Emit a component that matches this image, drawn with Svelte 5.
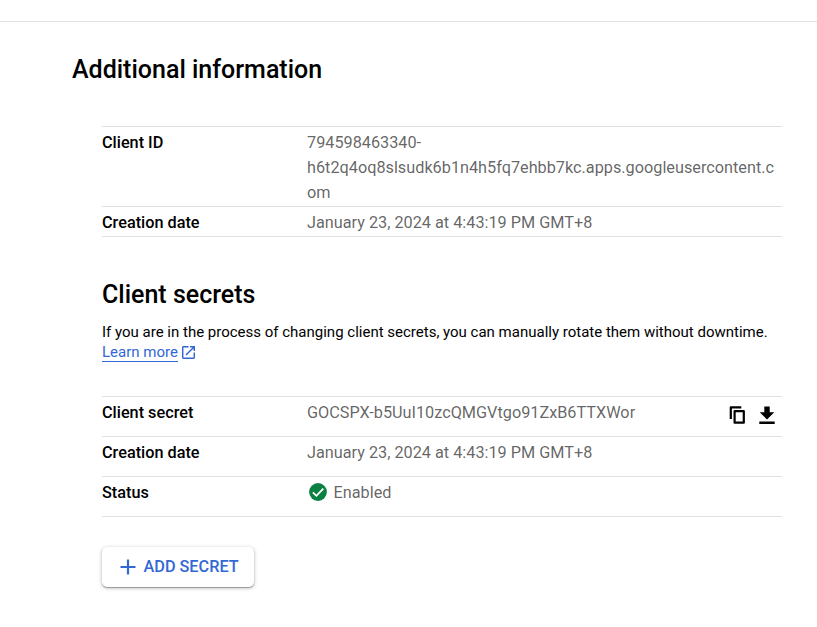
<script>
  const info = [
    ['Client ID', '794598463340-h6t2q4oq8slsudk6b1n4h5fq7ehbb7kc.apps.googleusercontent.com'],
    ['Creation date', 'January 23, 2024 at 4:43:19 PM GMT+8']
  ];
</script>

<main>
  <h2 class="page-title">Additional information</h2>
  <div class="content">
    <dl class="table compact">
      {#each info as [label, value]}
        <div class="row"><dt>{label}</dt><dd>{value}</dd></div>
      {/each}
    </dl>

    <h2 class="secrets-title">Client secrets</h2>
    <p>
      <span class="help">If you are in the process of changing client secrets, you can manually rotate them without downtime.</span>
      <span class="learn">
        <a href="#learn">Learn more</a>
        <svg width="13" height="13" viewBox="0 0 18 18" fill="currentColor"><path d="M16 16H2V2h7V0H2a2 2 0 0 0-2 2v14a2 2 0 0 0 2 2h14c1.1 0 2-.9 2-2V9h-2v7zM11 0v2h3.59l-9.83 9.83 1.41 1.41L16 3.41V7h2V0h-7z" /></svg>
      </span>
    </p>

    <dl class="table roomy">
      <div class="row">
        <dt>Client secret</dt>
        <dd>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</dd>
        <div class="actions">
          <svg width="16" height="18" viewBox="0 0 16 18" fill="none" stroke="#000" stroke-width="2.200" stroke-linejoin="round"><path d="M1.800 13V1.300h10.500M5.600 5.200h9.200v11.500H5.600z" /></svg>
          <svg width="16" height="18" viewBox="0 0 16 18" fill="#000"><path d="M5.300 .5h5.400v5.700h4.600L8 13.500 .700 6.200h4.600zM.3 15.500h15.400V18H.3z" /></svg>
        </div>
      </div>
      <div class="row"><dt>Creation date</dt><dd>January 23, 2024 at 4:43:19 PM GMT+8</dd></div>
      <div class="row">
        <dt>Status</dt>
        <dd class="status">
          <svg width="18" height="18" viewBox="0 0 18 18"><circle cx="9" cy="9" r="8.900" fill="#0b8043" /><path d="M3.800 9.300l3.600 3.500 6.900-7.100" fill="none" stroke="#fff" stroke-width="1.800" /></svg>
          <span>Enabled</span>
        </dd>
      </div>
    </dl>

    <button>
      <svg width="16" height="16" viewBox="0 0 16 16" stroke="currentColor" stroke-width="2.200"><path d="M8 .5v15M.5 8h15" /></svg>
      <span>ADD SECRET</span>
    </button>
  </div>
</main>

<style>
  :global(body) { background: #fff; }
  main {
    box-sizing: border-box;
    margin-top: 21px;
    height: 606px;
    border-top: 1px solid #e0e0e0;
    padding: 33px 35px 0 72px;
    font-family: Roboto, sans-serif;
    color: #000;
    overflow: hidden;
  }
  h2, p, dl, dt, dd { margin: 0; }
  h2 { font-size: 25px; font-weight: 500; line-height: 30px; }
  .content { padding-left: 30px; }
  .table { border-top: 1px solid #e0e0e0; font-size: 16.25px; line-height: 25px; }
  .compact { margin-top: 41px; }
  .row { display: flex; box-sizing: border-box; border-bottom: 1px solid #e0e0e0; padding-top: 3px; }
  .compact .row { min-height: 30px; padding-bottom: 1px; }
  .roomy .row { height: 40px; }
  dt { width: 205px; flex: none; font-weight: 500; }
  dd { flex: 1; min-width: 0; font-weight: 400; color: rgba(0, 0, 0, 0.62); overflow-wrap: anywhere; }
  .secrets-title { margin-top: 43px; }
  p { margin-top: 12px; font-size: 15px; line-height: 20px; }
  .help { display: block; white-space: nowrap; }
  .learn { display: flex; gap: 4px; color: #3367d6; }
  .learn svg { margin-top: 4px; }
  a { color: inherit; text-decoration: none; height: 19px; border-bottom: 1px solid #3367d6; }
  .roomy { margin-top: 34px; }
  .actions { display: flex; gap: 14px; padding: 6px 7px 0 0; }
  .status { display: flex; gap: 6.5px; }
  .status svg { margin: 3px 0 0 2px; }
  button {
    display: flex; align-items: center; gap: 7.5px; margin-top: 30px; width: 152px; height: 40px; padding: 0 0 0 18px;
    border: 0; border-radius: 5px; background: #fff; color: #3367d6; font: 500 16.25px/20px Roboto, sans-serif; white-space: nowrap;
    box-shadow: 0 1px 1px rgba(0, 0, 0, 0.3), 0 1px 4px rgba(0, 0, 0, 0.26);
  }
</style>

> [Problem description]: With the pictures left out, transcribe the material exactly.

> [Solution to the problem]:
Emit a component that matches this image, drawn with Svelte 5.
<script>
  const info = [
    ['Client ID', '794598463340-h6t2q4oq8slsudk6b1n4h5fq7ehbb7kc.apps.googleusercontent.com'],
    ['Creation date', 'January 23, 2024 at 4:43:19 PM GMT+8']
  ];
</script>

<main>
  <h2 class="page-title">Additional information</h2>
  <div class="content">
    <dl class="table compact">
      {#each info as [label, value]}
        <div class="row"><dt>{label}</dt><dd>{value}</dd></div>
      {/each}
    </dl>

    <h2 class="secrets-title">Client secrets</h2>
    <p>
      <span class="help">If you are in the process of changing client secrets, you can manually rotate them without downtime.</span>
      <span class="learn">
        <a href="#learn">Learn more</a>
        <svg width="13" height="13" viewBox="0 0 18 18" fill="currentColor"><path d="M16 16H2V2h7V0H2a2 2 0 0 0-2 2v14a2 2 0 0 0 2 2h14c1.1 0 2-.9 2-2V9h-2v7zM11 0v2h3.59l-9.83 9.83 1.41 1.41L16 3.41V7h2V0h-7z" /></svg>
      </span>
    </p>

    <dl class="table roomy">
      <div class="row">
        <dt>Client secret</dt>
        <dd>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</dd>
        <div class="actions">
          <svg width="16" height="18" viewBox="0 0 16 18" fill="none" stroke="#000" stroke-width="2.200" stroke-linejoin="round"><path d="M1.800 13V1.300h10.500M5.600 5.200h9.200v11.500H5.600z" /></svg>
          <svg width="16" height="18" viewBox="0 0 16 18" fill="#000"><path d="M5.300 .5h5.400v5.700h4.600L8 13.500 .700 6.200h4.600zM.3 15.500h15.400V18H.3z" /></svg>
        </div>
      </div>
      <div class="row"><dt>Creation date</dt><dd>January 23, 2024 at 4:43:19 PM GMT+8</dd></div>
      <div class="row">
        <dt>Status</dt>
        <dd class="status">
          <svg width="18" height="18" viewBox="0 0 18 18"><circle cx="9" cy="9" r="8.900" fill="#0b8043" /><path d="M3.800 9.300l3.600 3.500 6.900-7.100" fill="none" stroke="#fff" stroke-width="1.800" /></svg>
          <span>Enabled</span>
        </dd>
      </div>
    </dl>

    <button>
      <svg width="16" height="16" viewBox="0 0 16 16" stroke="currentColor" stroke-width="2.200"><path d="M8 .5v15M.5 8h15" /></svg>
      <span>ADD SECRET</span>
    </button>
  </div>
</main>

<style>
  :global(body) { background: #fff; }
  main {
    box-sizing: border-box;
    margin-top: 21px;
    height: 606px;
    border-top: 1px solid #e0e0e0;
    padding: 33px 35px 0 72px;
    font-family: Roboto, sans-serif;
    color: #000;
    overflow: hidden;
  }
  h2, p, dl, dt, dd { margin: 0; }
  h2 { font-size: 25px; font-weight: 500; line-height: 30px; }
  .content { padding-left: 30px; }
  .table { border-top: 1px solid #e0e0e0; font-size: 16.25px; line-height: 25px; }
  .compact { margin-top: 41px; }
  .row { display: flex; box-sizing: border-box; border-bottom: 1px solid #e0e0e0; padding-top: 3px; }
  .compact .row { min-height: 30px; padding-bottom: 1px; }
  .roomy .row { height: 40px; }
  dt { width: 205px; flex: none; font-weight: 500; }
  dd { flex: 1; min-width: 0; font-weight: 400; color: rgba(0, 0, 0, 0.62); overflow-wrap: anywhere; }
  .secrets-title { margin-top: 43px; }
  p { margin-top: 12px; font-size: 15px; line-height: 20px; }
  .help { display: block; white-space: nowrap; }
  .learn { display: flex; gap: 4px; color: #3367d6; }
  .learn svg { margin-top: 4px; }
  a { color: inherit; text-decoration: none; height: 19px; border-bottom: 1px solid #3367d6; }
  .roomy { margin-top: 34px; }
  .actions { display: flex; gap: 14px; padding: 6px 7px 0 0; }
  .status { display: flex; gap: 6.5px; }
  .status svg { margin: 3px 0 0 2px; }
  button {
    display: flex; align-items: center; gap: 7.5px; margin-top: 30px; width: 152px; height: 40px; padding: 0 0 0 18px;
    border: 0; border-radius: 5px; background: #fff; color: #3367d6; font: 500 16.25px/20px Roboto, sans-serif; white-space: nowrap;
    box-shadow: 0 1px 1px rgba(0, 0, 0, 0.3), 0 1px 4px rgba(0, 0, 0, 0.26);
  }
</style>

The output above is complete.